All of the material should be reproduced exactly, with pictures left out.

**COLLECTED DATA:**
◇ ◇ ◇ ◇ ◇

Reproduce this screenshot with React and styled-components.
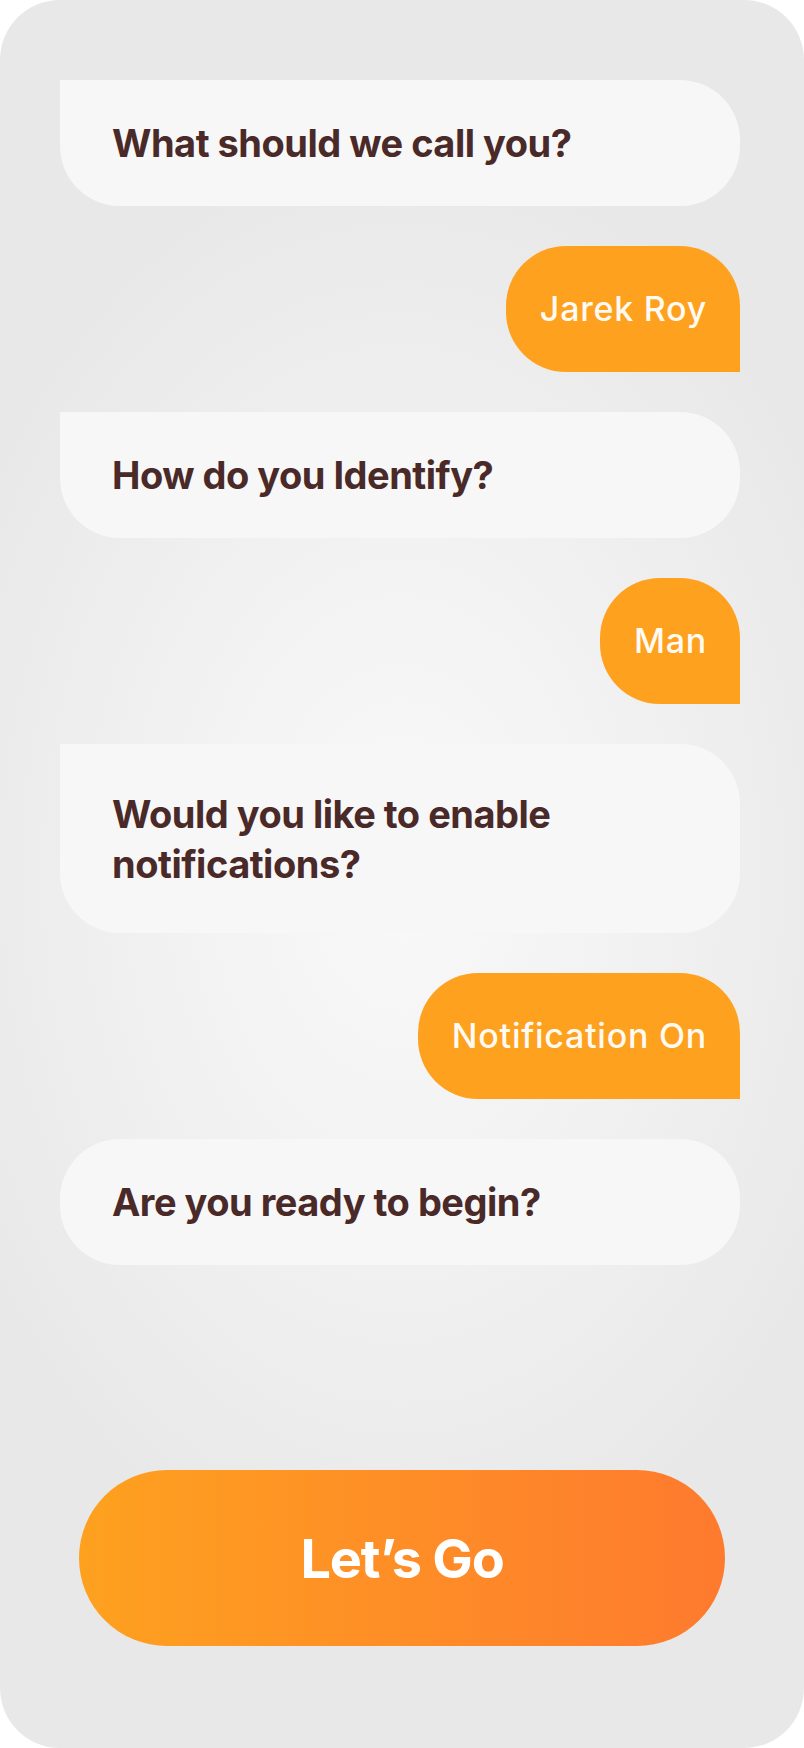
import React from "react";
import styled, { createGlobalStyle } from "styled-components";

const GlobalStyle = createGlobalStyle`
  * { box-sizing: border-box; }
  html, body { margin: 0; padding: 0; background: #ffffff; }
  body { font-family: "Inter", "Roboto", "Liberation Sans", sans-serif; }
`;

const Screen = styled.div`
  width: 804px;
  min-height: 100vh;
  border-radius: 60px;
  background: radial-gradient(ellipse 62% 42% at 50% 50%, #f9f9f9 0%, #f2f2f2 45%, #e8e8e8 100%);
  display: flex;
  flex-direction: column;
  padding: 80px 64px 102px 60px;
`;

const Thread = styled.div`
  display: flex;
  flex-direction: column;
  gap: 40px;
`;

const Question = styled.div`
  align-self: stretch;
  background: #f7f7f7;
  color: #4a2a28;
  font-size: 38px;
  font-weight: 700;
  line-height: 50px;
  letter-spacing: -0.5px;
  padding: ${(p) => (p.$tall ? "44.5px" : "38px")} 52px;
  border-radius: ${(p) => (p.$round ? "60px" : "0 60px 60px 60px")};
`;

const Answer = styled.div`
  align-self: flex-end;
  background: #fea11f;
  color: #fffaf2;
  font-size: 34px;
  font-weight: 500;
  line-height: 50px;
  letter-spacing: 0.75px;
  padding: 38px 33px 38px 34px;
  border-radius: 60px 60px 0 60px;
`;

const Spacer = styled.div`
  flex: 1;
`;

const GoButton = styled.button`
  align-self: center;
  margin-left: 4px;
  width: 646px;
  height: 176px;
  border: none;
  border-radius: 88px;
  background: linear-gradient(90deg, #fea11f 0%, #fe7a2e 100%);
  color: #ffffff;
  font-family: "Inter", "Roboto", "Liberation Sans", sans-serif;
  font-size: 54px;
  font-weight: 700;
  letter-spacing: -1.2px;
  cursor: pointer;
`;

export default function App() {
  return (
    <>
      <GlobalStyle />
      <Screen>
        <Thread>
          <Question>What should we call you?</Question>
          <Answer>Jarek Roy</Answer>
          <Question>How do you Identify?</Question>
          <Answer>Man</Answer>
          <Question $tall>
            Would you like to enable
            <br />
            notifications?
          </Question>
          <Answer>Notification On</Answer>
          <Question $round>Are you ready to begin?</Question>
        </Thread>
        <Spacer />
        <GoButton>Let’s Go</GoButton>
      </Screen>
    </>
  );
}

◇ ◇ ◇ ◇ ◇

**THE SOLUTION:**
Reproduce this screenshot with React and styled-components.
import React from "react";
import styled, { createGlobalStyle } from "styled-components";

const GlobalStyle = createGlobalStyle`
  * { box-sizing: border-box; }
  html, body { margin: 0; padding: 0; background: #ffffff; }
  body { font-family: "Inter", "Roboto", "Liberation Sans", sans-serif; }
`;

const Screen = styled.div`
  width: 804px;
  min-height: 100vh;
  border-radius: 60px;
  background: radial-gradient(ellipse 62% 42% at 50% 50%, #f9f9f9 0%, #f2f2f2 45%, #e8e8e8 100%);
  display: flex;
  flex-direction: column;
  padding: 80px 64px 102px 60px;
`;

const Thread = styled.div`
  display: flex;
  flex-direction: column;
  gap: 40px;
`;

const Question = styled.div`
  align-self: stretch;
  background: #f7f7f7;
  color: #4a2a28;
  font-size: 38px;
  font-weight: 700;
  line-height: 50px;
  letter-spacing: -0.5px;
  padding: ${(p) => (p.$tall ? "44.5px" : "38px")} 52px;
  border-radius: ${(p) => (p.$round ? "60px" : "0 60px 60px 60px")};
`;

const Answer = styled.div`
  align-self: flex-end;
  background: #fea11f;
  color: #fffaf2;
  font-size: 34px;
  font-weight: 500;
  line-height: 50px;
  letter-spacing: 0.75px;
  padding: 38px 33px 38px 34px;
  border-radius: 60px 60px 0 60px;
`;

const Spacer = styled.div`
  flex: 1;
`;

const GoButton = styled.button`
  align-self: center;
  margin-left: 4px;
  width: 646px;
  height: 176px;
  border: none;
  border-radius: 88px;
  background: linear-gradient(90deg, #fea11f 0%, #fe7a2e 100%);
  color: #ffffff;
  font-family: "Inter", "Roboto", "Liberation Sans", sans-serif;
  font-size: 54px;
  font-weight: 700;
  letter-spacing: -1.2px;
  cursor: pointer;
`;

export default function App() {
  return (
    <>
      <GlobalStyle />
      <Screen>
        <Thread>
          <Question>What should we call you?</Question>
          <Answer>Jarek Roy</Answer>
          <Question>How do you Identify?</Question>
          <Answer>Man</Answer>
          <Question $tall>
            Would you like to enable
            <br />
            notifications?
          </Question>
          <Answer>Notification On</Answer>
          <Question $round>Are you ready to begin?</Question>
        </Thread>
        <Spacer />
        <GoButton>Let’s Go</GoButton>
      </Screen>
    </>
  );
}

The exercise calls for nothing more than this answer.